Document compliance means keeping records in line with legal, regulatory and internal policy requirements so they’re accurate, accessible and auditable. It covers proper classification, retention schedules, handling of sensitive data and traceable approvals. In M&A, it ensures the documents that drive deal risk are discoverable and defensible.
How do I ensure my documents are compliant?
Start with a prioritized checklist of core documents and enforce metadata capture on every upload. Combine conditional intake forms, OCR for searchable text, immutable audit trails and clear retention mapping to reduce gaps. Regular reviews and standardized templates make compliance repeatable across deals.
Which documents are typically required for regulatory compliance?
Regulatory compliance commonly relies on transaction agreements, key commercial contracts, employment and benefits records, DPAs and vendor data‑handling addenda, IP assignments and registrations, and industry permits or licenses. Corporate governance items like minute books and shareholder agreements are also frequently required. Prioritize those that create legal, financial or regulatory exposure.
How often should document compliance be audited?
Audit frequency depends on risk and activity: annual program‑level audits are a good baseline, with more frequent (quarterly or deal‑driven) checks for active M&A pipelines.

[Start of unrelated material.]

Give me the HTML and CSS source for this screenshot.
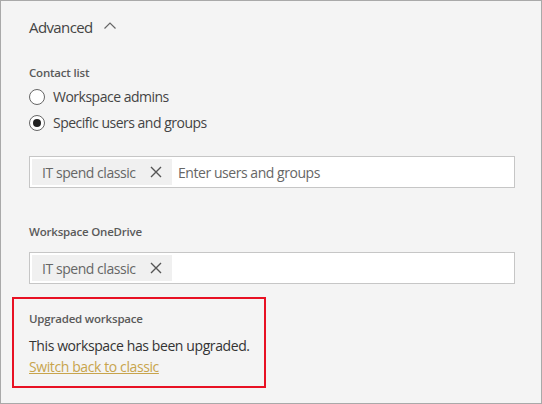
FILE: index.html
```html
<!DOCTYPE html>
<html>
<head>
<meta charset="utf-8">
<link rel="stylesheet" href="styles.css">
</head>
<body>
<div class="panel">
  <div class="adv">
    <span>Advanced</span>
    <svg class="chev" width="14" height="10" viewBox="0 0 14 10"><path d="M1.5 7.5 L7 2 L12.5 7.5" fill="none" stroke="#666" stroke-width="1.2"/></svg>
  </div>

  <div class="label l-contact">Contact list</div>
  <div class="radio r1"><span class="circle"></span><span>Workspace admins</span></div>
  <div class="radio r2"><span class="circle checked"></span><span>Specific users and groups</span></div>

  <div class="input i1">
    <span class="chip">IT spend classic
      <svg class="x" width="12" height="12" viewBox="0 0 12 12"><path d="M1 1 L11 11 M11 1 L1 11" stroke="#555" stroke-width="1.4"/></svg>
    </span>
    <span class="placeholder">Enter users and groups</span>
  </div>

  <div class="label l-drive">Workspace OneDrive</div>
  <div class="input i2">
    <span class="chip">IT spend classic
      <svg class="x" width="12" height="12" viewBox="0 0 12 12"><path d="M1 1 L11 11 M11 1 L1 11" stroke="#555" stroke-width="1.4"/></svg>
    </span>
  </div>

  <div class="upgraded">
    <div class="label">Upgraded workspace</div>
    <div class="msg">This workspace has been upgraded.</div>
    <a class="link" href="#">Switch back to classic</a>
  </div>
</div>
</body>
</html>
```

FILE: styles.css
```css
html, body {
  margin: 0;
  padding: 0;
  background: #ffffff;
}
.panel {
  width: 542px;
  height: 404px;
  box-sizing: border-box;
  border: 1px solid #a9a9a9;
  background: #f4f4f4;
  padding: 15px 0 0 28px;
  font-family: "Open Sans", "Noto Sans", sans-serif;
  color: #333;
  overflow: hidden;
}
.adv {
  display: flex;
  align-items: center;
  gap: 10px;
  font-size: 15px;
  line-height: 22px;
  letter-spacing: -0.6px;
  color: #444;
}
.chev {
  margin-top: -2px;
}
.label {
  font-size: 11.5px;
  font-weight: 600;
  color: #5a5a5a;
  line-height: 16px;
  letter-spacing: -0.2px;
}
.l-contact {
  margin-top: 27px;
}
.radio {
  display: flex;
  align-items: center;
  gap: 8px;
  font-size: 14px;
  line-height: 20px;
  letter-spacing: -0.5px;
  color: #444;
}
.r1 { margin-top: 6px; }
.r2 { margin-top: 6px; }
.circle {
  width: 16px;
  height: 16px;
  box-sizing: border-box;
  border: 1px solid #666;
  border-radius: 50%;
  background: #fff;
  display: flex;
  align-items: center;
  justify-content: center;
}
.circle.checked::after {
  content: "";
  width: 8px;
  height: 8px;
  border-radius: 50%;
  background: #222;
}
.input {
  width: 486px;
  height: 32px;
  box-sizing: border-box;
  border: 1px solid #c6c6c6;
  background: #fff;
  display: flex;
  align-items: center;
  padding-left: 2px;
  font-size: 14px;
  letter-spacing: -0.45px;
  color: #666;
}
.i1 { margin-top: 23px; }
.chip {
  height: 26px;
  width: 140px;
  box-sizing: border-box;
  background: #f0f0f0;
  display: flex;
  align-items: center;
  padding-left: 10px;
  gap: 14px;
  color: #666;
}
.placeholder {
  margin-left: 6px;
  color: #666;
}
.l-drive {
  margin-top: 36px;
}
.i2 { margin-top: 12px; }
.upgraded {
  margin-top: 13px;
  margin-left: -17px;
  width: 254px;
  height: 91px;
  box-sizing: border-box;
  border: 2px solid #e81123;
  padding: 12px 0 0 15px;
}
.upgraded .label {
  margin-bottom: 9px;
}
.msg {
  font-size: 14px;
  line-height: 19px;
  letter-spacing: -0.4px;
  color: #333;
}
.link {
  display: inline-block;
  font-size: 14px;
  line-height: 19px;
  letter-spacing: -0.4px;
  color: #c8a44c;
  text-decoration: underline;
}
```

Run targeted spot audits after major changes and use automated monitoring to surface exceptions in real time. Maintain a cadence that balances assurance with operational bandwidth.
Can software help automate document compliance?
Yes—modern document compliance software can auto‑request documents, apply conditional intake forms, run OCR and metadata capture, enforce retention labels and produce immutable audit trails. Automation reduces manual chase, improves evidence quality, and makes the process reproducible and defensible for auditors and legal reviewers.